## Brief
Say only how many lines contain the word "styles".

Dataset excerpt:
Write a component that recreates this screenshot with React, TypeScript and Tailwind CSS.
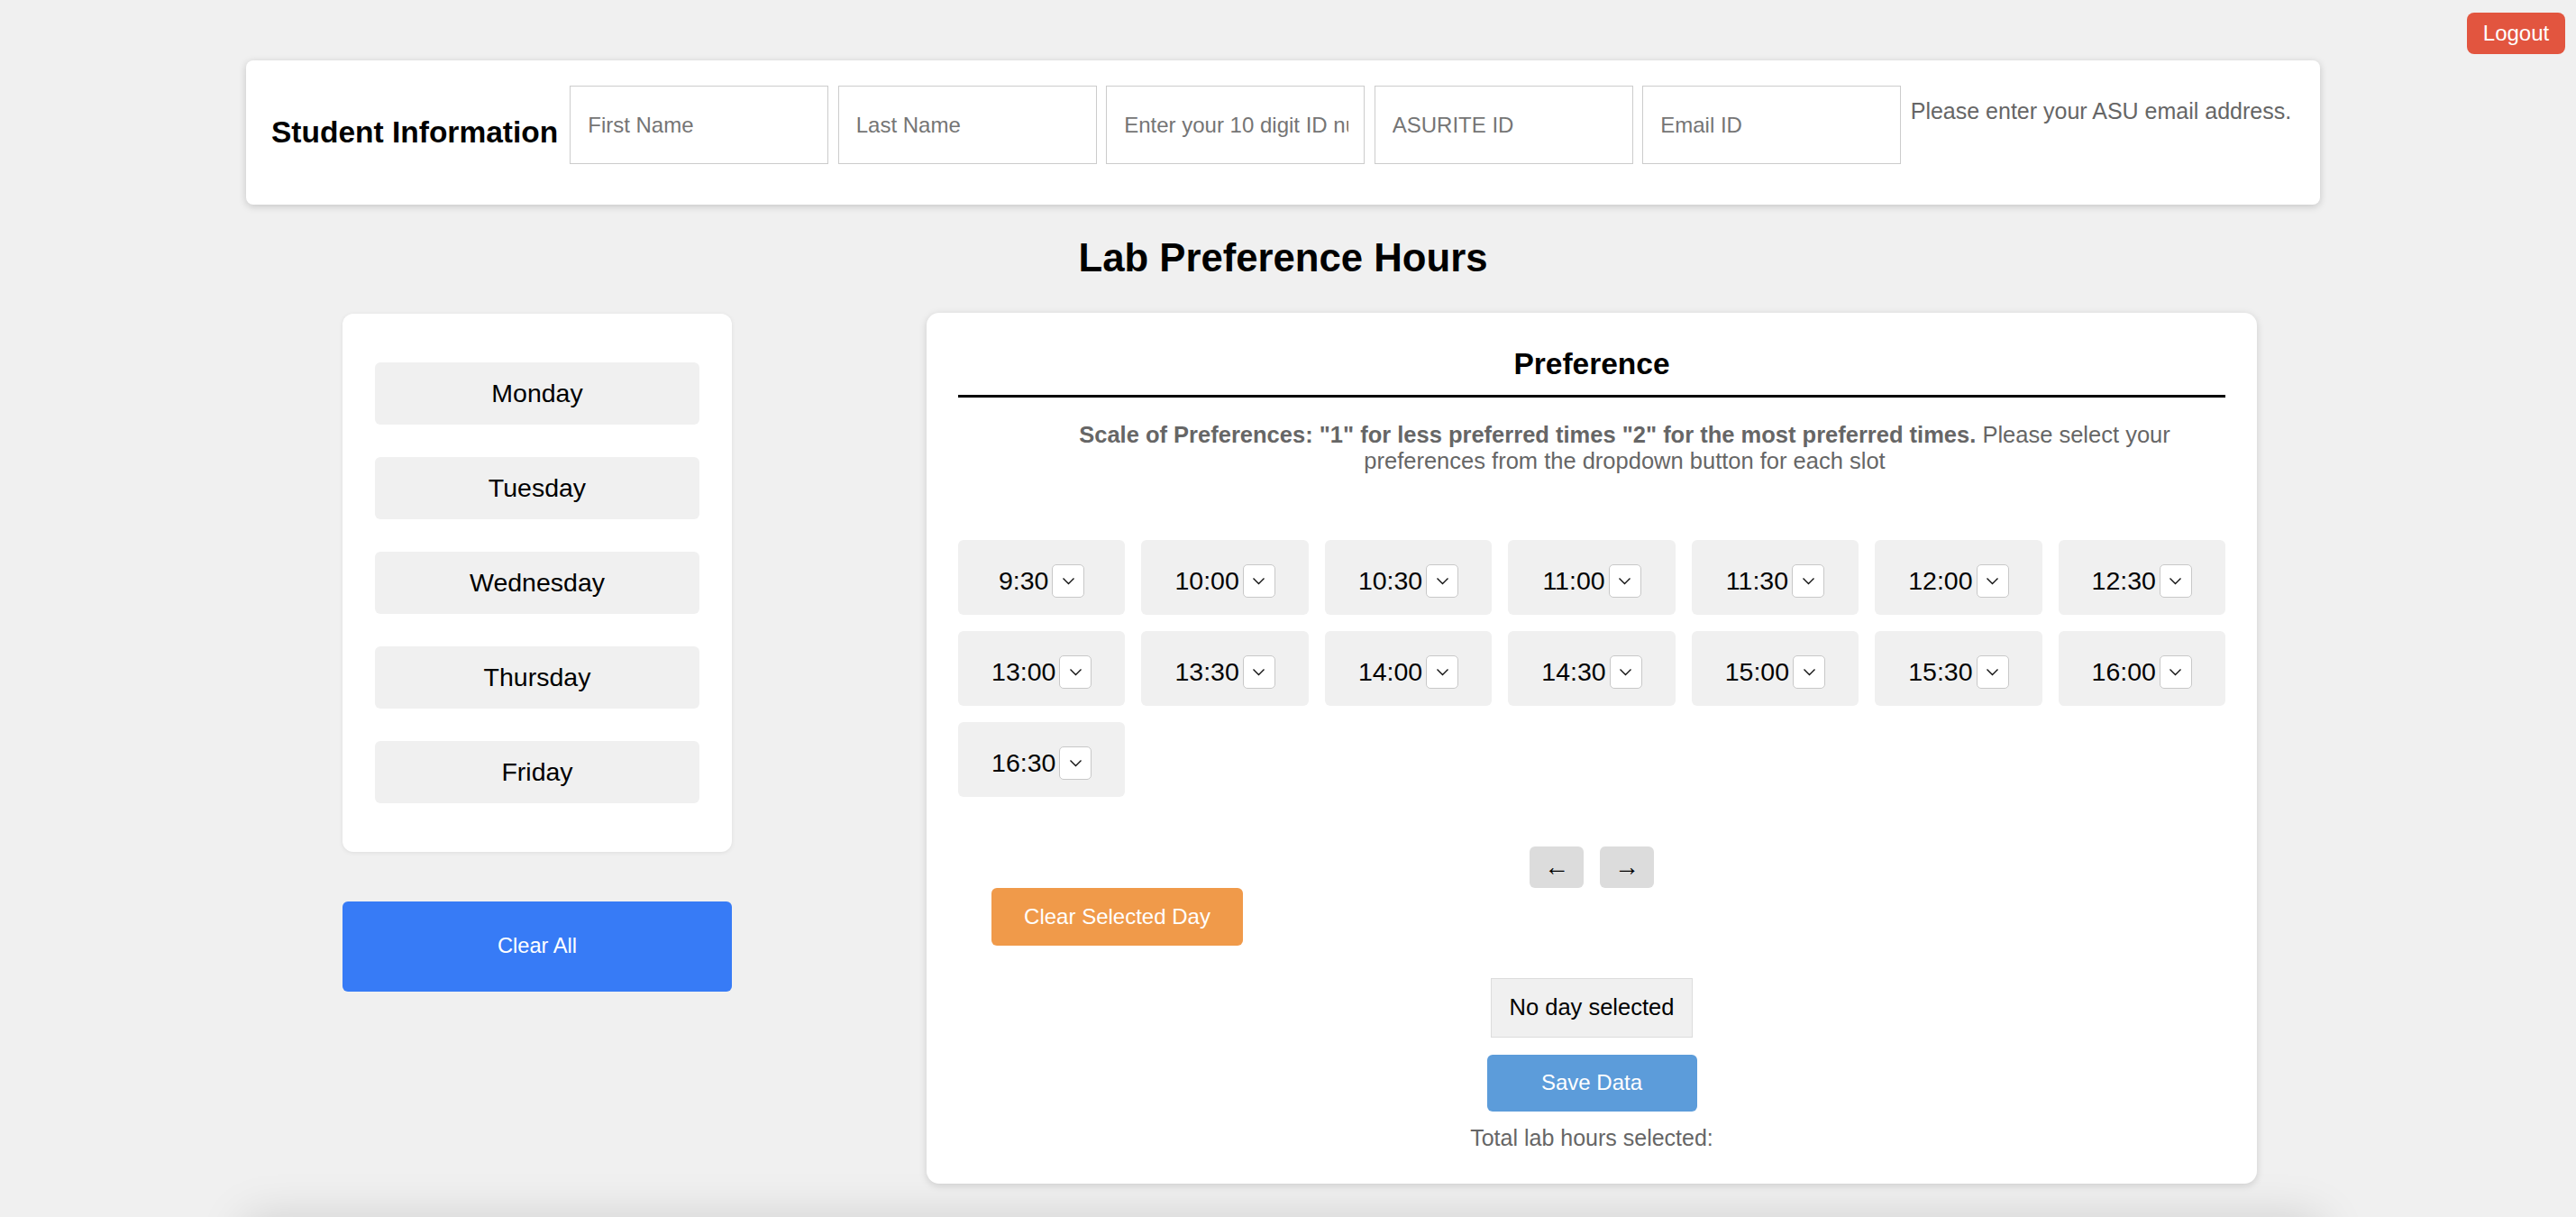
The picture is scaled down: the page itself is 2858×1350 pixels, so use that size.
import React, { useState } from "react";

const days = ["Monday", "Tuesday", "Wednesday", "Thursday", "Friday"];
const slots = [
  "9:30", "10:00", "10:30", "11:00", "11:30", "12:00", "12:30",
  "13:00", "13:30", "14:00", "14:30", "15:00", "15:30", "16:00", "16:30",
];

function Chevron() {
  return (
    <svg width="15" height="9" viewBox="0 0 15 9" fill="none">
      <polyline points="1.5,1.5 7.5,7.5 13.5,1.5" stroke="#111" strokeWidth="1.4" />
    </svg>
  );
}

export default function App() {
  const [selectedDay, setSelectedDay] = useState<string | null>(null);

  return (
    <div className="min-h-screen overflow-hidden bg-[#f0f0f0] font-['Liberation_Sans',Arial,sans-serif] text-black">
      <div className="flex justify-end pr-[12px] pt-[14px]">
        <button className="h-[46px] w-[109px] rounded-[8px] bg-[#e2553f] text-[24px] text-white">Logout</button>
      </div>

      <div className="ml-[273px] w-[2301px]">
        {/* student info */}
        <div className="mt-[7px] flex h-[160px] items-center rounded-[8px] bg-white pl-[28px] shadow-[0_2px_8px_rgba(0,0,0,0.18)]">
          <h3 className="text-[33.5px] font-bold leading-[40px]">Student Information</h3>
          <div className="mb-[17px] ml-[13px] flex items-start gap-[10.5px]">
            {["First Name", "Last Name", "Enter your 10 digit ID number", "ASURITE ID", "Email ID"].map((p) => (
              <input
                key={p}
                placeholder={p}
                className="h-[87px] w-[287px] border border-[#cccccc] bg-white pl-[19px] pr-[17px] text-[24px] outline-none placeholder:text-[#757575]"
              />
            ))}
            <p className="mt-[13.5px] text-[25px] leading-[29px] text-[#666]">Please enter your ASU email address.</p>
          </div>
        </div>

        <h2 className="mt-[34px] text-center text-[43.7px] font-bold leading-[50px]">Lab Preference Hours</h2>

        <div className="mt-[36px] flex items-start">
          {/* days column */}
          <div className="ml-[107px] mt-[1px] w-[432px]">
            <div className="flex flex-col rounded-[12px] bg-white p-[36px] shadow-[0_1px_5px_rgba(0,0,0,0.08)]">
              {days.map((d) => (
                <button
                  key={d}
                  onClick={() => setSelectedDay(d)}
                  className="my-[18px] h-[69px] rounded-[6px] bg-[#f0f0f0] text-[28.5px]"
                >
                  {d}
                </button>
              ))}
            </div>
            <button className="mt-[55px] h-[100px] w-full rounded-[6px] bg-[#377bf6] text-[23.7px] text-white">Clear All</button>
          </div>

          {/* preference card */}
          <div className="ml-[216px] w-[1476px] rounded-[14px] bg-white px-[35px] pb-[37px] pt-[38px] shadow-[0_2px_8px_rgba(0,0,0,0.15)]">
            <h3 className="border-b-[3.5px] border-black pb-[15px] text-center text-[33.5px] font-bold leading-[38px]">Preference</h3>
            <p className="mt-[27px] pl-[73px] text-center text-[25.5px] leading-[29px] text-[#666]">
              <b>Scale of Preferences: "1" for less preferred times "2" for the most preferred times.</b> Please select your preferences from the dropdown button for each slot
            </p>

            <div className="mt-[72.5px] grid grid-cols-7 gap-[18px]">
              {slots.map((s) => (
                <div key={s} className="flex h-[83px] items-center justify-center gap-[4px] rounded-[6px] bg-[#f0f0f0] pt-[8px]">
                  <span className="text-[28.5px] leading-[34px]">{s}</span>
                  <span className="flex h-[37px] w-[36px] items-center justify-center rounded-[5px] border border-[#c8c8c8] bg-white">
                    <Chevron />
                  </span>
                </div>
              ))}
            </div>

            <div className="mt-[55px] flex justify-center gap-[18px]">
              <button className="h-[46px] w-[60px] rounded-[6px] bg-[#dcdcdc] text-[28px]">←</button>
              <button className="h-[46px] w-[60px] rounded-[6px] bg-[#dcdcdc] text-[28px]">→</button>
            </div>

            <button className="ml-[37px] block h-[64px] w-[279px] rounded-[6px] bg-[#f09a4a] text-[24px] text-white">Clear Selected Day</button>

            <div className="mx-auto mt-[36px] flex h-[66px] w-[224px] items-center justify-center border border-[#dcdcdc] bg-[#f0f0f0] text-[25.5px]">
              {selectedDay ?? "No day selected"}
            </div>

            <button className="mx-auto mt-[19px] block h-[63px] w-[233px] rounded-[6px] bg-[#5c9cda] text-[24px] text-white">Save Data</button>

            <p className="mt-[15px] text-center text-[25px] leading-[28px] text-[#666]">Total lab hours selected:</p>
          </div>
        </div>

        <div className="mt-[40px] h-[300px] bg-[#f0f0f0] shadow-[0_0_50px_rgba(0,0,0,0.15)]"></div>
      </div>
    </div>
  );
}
---
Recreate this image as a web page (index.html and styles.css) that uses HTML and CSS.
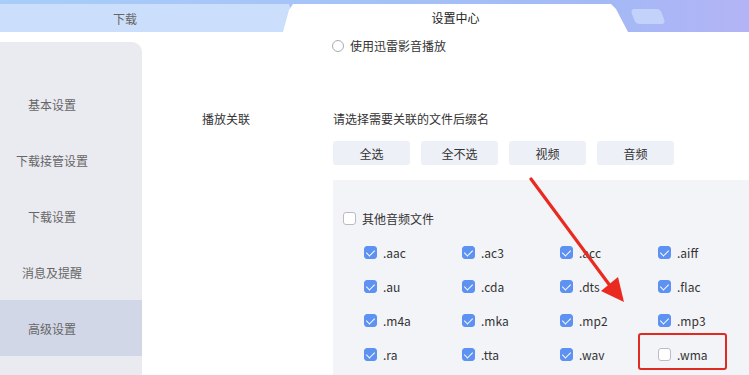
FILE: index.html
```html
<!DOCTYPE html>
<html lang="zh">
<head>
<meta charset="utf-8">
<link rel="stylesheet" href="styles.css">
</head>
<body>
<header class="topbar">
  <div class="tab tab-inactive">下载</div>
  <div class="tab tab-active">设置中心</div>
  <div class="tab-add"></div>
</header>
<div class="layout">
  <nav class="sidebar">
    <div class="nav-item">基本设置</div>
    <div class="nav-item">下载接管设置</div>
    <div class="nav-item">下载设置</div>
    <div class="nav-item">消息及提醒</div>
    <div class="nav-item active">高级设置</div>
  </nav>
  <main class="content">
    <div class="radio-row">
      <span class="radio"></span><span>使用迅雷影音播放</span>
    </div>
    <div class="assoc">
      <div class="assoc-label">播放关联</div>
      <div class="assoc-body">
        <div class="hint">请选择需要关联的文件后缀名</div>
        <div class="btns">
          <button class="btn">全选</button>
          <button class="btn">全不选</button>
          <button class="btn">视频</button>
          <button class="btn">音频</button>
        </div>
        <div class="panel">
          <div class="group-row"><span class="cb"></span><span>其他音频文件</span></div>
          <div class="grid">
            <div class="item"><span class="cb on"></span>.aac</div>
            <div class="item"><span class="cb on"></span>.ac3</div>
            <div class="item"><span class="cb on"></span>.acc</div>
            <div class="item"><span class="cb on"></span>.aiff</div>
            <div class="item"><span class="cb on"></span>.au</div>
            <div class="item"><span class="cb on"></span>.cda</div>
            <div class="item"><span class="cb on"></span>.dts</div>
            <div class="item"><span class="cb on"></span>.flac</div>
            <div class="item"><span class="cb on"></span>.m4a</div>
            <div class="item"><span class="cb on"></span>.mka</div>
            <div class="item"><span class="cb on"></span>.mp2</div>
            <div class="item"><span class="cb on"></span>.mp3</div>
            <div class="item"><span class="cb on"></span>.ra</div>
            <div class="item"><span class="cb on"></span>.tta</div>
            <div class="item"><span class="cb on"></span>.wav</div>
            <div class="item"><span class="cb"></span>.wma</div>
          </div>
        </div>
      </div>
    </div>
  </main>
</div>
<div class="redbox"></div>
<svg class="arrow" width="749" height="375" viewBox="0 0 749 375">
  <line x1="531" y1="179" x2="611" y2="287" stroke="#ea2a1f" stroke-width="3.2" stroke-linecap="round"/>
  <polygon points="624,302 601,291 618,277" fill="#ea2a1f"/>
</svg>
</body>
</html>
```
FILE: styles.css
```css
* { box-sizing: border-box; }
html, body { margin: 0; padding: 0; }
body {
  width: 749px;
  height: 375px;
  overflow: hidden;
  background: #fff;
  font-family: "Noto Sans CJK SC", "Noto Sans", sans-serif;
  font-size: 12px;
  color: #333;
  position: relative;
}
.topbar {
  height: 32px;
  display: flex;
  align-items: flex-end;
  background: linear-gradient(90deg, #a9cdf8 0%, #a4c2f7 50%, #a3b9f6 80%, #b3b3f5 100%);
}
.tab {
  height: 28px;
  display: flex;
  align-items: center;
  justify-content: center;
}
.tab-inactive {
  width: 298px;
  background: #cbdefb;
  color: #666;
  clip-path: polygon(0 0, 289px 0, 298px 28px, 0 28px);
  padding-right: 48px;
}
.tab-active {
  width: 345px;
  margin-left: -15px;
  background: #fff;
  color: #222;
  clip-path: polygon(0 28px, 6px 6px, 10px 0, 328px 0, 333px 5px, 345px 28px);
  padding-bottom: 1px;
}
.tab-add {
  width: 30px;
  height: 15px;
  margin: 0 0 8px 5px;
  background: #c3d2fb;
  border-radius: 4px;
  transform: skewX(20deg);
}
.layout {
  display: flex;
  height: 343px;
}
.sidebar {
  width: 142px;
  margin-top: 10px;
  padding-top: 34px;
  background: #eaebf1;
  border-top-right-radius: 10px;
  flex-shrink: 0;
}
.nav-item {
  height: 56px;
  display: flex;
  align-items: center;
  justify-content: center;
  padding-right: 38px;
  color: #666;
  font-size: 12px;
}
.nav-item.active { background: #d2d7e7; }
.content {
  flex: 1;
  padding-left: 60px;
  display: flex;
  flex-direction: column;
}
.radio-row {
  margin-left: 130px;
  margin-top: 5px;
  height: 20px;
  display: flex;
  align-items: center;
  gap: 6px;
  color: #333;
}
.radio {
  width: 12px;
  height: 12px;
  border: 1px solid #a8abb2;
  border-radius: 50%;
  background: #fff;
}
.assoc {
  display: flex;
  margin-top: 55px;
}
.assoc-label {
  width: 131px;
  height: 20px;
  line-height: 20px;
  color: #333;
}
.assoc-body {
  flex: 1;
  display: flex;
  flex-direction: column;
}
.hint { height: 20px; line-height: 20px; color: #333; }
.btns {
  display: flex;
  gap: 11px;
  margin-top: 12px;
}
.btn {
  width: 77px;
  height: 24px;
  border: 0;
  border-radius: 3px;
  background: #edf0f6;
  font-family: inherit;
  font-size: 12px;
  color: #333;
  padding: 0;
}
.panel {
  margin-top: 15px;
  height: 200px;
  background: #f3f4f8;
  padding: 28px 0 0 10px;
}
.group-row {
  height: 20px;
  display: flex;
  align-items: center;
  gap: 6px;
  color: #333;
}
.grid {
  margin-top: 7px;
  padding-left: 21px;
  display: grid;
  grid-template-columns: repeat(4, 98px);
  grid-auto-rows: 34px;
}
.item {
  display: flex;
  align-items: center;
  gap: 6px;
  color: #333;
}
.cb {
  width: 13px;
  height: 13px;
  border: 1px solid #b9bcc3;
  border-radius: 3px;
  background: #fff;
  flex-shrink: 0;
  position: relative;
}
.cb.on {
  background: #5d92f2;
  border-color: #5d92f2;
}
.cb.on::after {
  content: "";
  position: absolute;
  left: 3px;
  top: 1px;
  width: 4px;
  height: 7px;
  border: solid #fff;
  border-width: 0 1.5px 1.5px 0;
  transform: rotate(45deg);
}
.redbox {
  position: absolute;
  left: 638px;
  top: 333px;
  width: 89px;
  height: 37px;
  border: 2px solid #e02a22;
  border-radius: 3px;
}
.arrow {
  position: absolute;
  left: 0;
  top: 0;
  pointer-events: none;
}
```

## Reply to the exercise
3